-- Written request --
Select and copy out every line in the records containing "React".

## BEGIN

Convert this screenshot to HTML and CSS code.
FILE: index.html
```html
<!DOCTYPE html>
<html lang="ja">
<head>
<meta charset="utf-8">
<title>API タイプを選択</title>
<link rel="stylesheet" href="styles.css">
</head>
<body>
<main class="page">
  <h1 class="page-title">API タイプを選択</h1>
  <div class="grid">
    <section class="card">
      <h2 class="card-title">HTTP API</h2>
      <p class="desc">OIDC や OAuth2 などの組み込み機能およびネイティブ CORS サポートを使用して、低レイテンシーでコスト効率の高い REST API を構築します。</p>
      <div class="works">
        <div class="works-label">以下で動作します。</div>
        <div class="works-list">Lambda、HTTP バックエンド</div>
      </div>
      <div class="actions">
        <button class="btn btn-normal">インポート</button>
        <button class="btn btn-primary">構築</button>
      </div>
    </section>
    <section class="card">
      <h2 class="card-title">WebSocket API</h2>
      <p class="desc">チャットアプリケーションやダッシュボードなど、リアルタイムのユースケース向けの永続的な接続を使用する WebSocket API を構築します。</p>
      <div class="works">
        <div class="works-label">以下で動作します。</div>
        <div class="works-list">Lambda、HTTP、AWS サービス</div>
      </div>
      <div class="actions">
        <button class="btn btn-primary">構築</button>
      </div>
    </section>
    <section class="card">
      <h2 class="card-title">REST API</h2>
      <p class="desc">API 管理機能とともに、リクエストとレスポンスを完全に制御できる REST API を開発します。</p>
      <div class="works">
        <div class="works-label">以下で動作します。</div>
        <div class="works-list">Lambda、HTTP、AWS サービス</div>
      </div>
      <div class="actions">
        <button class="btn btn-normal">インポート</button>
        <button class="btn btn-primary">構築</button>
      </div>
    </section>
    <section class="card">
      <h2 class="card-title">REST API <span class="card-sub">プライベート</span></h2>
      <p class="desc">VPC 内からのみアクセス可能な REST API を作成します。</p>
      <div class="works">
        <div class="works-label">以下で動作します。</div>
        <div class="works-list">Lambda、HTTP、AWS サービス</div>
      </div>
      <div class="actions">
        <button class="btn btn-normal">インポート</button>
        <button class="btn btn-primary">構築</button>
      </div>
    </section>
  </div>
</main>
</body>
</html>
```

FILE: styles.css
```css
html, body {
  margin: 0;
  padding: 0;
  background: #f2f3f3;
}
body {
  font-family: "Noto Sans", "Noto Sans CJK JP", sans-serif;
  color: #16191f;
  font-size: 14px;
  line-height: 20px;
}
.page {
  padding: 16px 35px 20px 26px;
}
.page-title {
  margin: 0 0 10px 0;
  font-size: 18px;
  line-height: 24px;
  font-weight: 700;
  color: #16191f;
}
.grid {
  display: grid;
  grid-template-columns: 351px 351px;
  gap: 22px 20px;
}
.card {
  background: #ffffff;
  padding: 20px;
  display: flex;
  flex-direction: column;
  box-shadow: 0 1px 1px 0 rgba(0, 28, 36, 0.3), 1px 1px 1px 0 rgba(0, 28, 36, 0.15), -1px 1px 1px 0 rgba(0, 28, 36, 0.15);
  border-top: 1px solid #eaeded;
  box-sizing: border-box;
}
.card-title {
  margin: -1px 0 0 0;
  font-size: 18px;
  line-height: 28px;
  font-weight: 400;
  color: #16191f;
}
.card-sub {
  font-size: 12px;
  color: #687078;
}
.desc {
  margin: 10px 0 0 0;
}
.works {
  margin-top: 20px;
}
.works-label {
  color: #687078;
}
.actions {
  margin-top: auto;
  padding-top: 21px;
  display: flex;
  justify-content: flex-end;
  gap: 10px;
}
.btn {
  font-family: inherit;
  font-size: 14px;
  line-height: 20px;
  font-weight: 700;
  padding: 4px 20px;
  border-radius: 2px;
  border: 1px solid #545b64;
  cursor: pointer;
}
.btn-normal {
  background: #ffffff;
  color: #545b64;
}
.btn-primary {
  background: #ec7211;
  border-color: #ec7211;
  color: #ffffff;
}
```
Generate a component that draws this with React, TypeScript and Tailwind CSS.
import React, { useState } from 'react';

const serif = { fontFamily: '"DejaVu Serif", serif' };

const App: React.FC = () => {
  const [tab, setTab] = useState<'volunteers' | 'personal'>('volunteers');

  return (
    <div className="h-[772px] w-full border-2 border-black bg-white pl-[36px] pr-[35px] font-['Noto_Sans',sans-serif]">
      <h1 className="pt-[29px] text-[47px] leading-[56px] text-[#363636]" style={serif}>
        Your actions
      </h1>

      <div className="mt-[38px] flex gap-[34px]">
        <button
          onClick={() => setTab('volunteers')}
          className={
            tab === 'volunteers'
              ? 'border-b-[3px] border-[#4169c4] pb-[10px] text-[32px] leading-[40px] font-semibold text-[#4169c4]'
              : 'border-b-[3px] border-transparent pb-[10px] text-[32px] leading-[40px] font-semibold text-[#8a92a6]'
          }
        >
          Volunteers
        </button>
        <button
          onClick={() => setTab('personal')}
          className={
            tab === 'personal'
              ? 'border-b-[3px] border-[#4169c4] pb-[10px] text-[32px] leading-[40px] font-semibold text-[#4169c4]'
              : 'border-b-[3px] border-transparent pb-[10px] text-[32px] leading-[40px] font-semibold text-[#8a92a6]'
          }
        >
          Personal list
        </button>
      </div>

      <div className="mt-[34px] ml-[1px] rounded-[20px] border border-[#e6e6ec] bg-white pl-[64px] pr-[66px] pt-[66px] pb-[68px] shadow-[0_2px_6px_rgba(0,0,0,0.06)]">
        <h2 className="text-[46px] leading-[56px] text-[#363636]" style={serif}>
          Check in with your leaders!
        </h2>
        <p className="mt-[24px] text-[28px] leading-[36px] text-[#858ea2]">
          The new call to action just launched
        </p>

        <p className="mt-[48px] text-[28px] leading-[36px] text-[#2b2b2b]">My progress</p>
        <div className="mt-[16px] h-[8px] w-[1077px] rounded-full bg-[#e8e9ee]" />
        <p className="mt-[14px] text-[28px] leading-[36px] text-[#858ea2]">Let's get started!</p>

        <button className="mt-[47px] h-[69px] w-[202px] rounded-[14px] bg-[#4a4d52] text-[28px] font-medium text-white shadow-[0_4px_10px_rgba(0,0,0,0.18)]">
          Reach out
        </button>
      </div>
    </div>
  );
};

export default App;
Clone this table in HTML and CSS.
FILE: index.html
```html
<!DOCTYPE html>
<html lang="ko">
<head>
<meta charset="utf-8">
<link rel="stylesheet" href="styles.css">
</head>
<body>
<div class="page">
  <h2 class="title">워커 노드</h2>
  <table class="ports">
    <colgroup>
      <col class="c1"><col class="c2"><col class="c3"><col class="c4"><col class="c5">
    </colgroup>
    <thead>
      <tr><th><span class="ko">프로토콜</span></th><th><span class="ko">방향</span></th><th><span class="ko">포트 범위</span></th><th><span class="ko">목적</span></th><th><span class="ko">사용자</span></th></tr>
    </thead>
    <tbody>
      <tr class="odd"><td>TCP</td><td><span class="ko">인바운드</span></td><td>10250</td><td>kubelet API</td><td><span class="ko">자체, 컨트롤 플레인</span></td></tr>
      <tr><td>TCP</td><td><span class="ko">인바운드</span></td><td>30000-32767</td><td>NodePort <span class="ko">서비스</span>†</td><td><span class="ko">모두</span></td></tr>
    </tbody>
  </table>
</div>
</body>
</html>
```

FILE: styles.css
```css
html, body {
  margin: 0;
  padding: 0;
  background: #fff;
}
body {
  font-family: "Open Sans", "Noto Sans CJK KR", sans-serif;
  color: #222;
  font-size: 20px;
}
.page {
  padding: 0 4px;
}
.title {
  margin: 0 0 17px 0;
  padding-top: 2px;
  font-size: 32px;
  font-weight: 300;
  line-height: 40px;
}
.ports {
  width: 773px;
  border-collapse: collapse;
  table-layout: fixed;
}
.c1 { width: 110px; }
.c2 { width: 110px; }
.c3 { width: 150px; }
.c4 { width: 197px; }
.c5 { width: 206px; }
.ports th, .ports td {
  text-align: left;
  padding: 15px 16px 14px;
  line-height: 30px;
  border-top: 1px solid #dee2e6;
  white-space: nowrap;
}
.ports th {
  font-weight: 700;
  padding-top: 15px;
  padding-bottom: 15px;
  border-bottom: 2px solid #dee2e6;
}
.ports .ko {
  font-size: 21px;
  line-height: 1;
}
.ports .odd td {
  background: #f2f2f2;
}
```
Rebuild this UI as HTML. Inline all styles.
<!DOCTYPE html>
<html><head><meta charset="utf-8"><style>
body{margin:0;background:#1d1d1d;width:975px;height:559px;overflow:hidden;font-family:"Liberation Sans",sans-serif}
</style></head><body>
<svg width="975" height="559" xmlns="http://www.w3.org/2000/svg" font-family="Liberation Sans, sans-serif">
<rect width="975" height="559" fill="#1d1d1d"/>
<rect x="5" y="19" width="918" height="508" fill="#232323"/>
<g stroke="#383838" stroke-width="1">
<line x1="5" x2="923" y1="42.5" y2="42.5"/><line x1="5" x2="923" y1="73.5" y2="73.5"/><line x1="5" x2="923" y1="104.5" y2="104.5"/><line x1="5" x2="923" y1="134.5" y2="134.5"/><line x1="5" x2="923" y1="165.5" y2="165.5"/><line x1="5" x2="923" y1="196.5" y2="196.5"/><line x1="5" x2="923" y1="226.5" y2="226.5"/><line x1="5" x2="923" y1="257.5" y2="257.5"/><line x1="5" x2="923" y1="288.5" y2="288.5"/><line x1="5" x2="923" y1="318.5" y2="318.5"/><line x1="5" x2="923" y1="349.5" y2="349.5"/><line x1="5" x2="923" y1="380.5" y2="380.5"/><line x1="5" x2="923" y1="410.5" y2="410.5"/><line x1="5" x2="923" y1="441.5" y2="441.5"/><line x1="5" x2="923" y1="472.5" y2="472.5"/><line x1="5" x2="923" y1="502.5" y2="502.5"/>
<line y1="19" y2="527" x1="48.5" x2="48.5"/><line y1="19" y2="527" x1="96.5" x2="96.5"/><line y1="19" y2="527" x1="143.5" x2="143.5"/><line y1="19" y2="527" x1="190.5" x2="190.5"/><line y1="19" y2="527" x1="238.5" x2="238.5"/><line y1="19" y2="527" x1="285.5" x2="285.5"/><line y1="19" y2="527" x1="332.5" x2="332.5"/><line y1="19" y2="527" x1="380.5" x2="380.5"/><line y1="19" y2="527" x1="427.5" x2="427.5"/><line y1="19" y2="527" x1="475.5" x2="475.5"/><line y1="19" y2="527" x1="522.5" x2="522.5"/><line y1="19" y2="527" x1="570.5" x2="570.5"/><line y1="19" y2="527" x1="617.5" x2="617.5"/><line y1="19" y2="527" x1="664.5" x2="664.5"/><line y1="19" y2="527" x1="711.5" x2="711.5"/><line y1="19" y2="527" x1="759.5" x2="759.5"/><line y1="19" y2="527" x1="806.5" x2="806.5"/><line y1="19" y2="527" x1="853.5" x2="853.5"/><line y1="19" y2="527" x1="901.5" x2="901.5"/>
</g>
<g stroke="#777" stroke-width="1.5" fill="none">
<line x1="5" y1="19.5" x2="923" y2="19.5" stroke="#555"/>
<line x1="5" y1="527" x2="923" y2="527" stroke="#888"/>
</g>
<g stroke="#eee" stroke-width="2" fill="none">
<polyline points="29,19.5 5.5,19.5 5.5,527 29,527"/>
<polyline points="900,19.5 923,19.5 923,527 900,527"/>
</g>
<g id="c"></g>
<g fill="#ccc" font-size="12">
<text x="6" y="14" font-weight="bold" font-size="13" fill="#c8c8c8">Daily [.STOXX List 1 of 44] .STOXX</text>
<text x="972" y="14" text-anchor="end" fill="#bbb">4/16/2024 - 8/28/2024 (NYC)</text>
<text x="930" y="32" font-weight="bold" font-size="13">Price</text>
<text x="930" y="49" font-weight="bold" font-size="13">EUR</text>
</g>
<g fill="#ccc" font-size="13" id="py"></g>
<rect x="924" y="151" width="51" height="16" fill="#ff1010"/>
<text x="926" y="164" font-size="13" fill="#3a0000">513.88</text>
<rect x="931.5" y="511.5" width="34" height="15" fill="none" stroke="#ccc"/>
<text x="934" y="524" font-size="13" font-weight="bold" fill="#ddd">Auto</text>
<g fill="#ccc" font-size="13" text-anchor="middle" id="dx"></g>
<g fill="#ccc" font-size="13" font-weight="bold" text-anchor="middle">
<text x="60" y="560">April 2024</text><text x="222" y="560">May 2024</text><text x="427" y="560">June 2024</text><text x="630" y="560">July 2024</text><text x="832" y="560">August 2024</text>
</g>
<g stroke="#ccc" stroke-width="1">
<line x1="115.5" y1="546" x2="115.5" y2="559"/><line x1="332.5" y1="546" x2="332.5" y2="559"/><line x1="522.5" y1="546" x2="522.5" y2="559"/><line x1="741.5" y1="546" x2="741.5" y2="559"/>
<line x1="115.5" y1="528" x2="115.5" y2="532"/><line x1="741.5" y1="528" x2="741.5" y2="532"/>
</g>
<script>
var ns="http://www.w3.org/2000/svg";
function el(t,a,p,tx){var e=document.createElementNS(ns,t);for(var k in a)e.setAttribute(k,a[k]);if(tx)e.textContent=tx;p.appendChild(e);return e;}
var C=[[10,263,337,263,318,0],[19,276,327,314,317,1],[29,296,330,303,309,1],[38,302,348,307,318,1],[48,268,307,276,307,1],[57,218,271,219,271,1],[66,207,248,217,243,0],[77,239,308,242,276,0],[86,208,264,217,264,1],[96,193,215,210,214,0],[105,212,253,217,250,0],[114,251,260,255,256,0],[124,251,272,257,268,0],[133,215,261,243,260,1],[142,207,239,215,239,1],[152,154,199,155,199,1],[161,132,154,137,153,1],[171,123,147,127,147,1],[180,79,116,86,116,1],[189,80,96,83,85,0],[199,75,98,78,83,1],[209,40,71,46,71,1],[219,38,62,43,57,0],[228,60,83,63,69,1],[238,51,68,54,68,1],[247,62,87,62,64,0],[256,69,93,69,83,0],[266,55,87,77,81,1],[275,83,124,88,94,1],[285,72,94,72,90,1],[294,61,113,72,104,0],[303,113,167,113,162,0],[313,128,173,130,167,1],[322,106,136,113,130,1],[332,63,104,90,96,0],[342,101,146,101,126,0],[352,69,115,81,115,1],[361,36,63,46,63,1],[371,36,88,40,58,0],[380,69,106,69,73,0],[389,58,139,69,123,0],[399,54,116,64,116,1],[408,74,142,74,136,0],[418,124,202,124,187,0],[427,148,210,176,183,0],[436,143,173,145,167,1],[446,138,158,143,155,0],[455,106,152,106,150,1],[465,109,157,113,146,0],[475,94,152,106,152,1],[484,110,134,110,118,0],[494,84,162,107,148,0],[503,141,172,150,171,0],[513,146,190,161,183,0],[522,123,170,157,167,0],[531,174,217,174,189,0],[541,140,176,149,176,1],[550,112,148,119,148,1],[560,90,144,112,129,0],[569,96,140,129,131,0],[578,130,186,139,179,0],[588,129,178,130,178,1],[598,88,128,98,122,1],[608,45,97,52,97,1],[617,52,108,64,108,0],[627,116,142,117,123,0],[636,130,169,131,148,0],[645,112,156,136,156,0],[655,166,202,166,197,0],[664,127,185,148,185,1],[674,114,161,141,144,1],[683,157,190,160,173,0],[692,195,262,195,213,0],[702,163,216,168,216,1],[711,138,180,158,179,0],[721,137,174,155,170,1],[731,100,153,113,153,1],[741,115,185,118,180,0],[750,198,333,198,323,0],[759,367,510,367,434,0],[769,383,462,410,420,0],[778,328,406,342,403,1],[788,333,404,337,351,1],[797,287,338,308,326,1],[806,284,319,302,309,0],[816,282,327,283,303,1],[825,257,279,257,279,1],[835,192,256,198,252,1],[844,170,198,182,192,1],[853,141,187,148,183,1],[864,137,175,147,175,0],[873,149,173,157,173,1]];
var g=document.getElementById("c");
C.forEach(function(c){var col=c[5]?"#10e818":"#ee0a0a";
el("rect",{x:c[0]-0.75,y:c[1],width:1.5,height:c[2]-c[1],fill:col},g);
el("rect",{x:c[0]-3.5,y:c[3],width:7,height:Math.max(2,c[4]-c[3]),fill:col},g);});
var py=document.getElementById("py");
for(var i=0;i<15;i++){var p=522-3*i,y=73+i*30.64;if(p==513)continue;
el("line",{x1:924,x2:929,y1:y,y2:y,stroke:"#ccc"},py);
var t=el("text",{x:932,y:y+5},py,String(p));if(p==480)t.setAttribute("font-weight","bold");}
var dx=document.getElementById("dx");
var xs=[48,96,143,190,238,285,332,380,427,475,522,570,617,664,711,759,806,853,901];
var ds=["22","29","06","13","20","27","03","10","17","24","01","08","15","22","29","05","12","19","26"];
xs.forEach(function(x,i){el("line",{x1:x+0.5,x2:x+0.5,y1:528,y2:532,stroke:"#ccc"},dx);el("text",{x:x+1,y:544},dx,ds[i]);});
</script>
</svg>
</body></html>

## END

-- Worked solution --
Generate a component that draws this with React, TypeScript and Tailwind CSS.
import React, { useState } from 'react';
const App: React.FC = () => {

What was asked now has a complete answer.